Tea Party Express is driven by a seasoned hand
Within the fragmented tea-party movement reshaping American politics, one group has proved especially skilled at winning elections.
The Tea Party Express played a central role upending Republican primaries in Nevada, Alaska and, this week, Delaware, raising millions of dollars to help topple candidates favored by GOP bosses.
Most groups in the populist tea-party movement channel their energies through grass-roots organizing and social networking. The Tea Party Express, by contrast, is driven by a Republican consultant with a more conventional approach.
Sal Russo, 63 years old, a longtime California GOP operative and former aide to Ronald Reagan, runs Tea Party Express out of his Sacramento, Calif., consulting firm.
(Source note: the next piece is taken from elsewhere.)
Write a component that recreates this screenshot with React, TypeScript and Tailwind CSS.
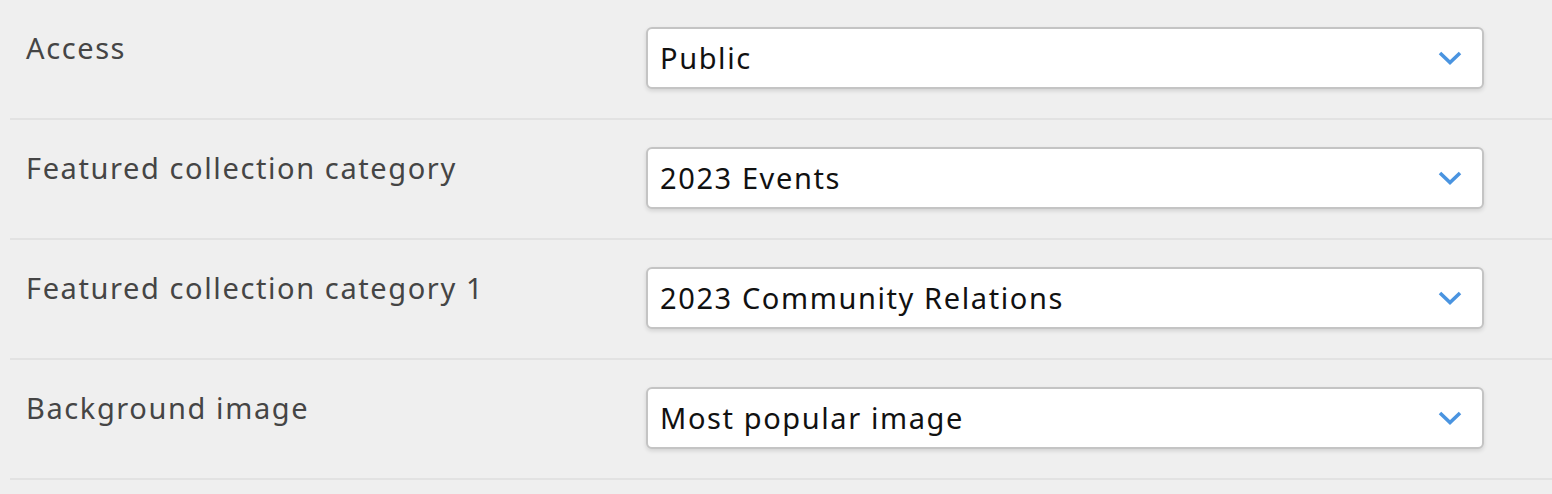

As chief strategist, he sends out solicitation emails to the group’s list of 400,000 addresses—carrying subject lines such as “Harry Reid Doesn’t Want You to See This”—and crafts the messages carried in TV and radio ads and in mailings.
“The establishment in the Washington beltway gets it wrong all the time,” Mr. Russo said. Republican Party leaders too often recruit candidates who fit the ideological profiles of their states and districts, he argued, rather than seeking out dynamic, new voices.
“The answer is having bold colors, not pale pastels, to create a clear contrast with the opposition,” he said.
That, he added, was what the Tea Party Express did best. It also picks its shots in small states, where limited spending can turn the tide.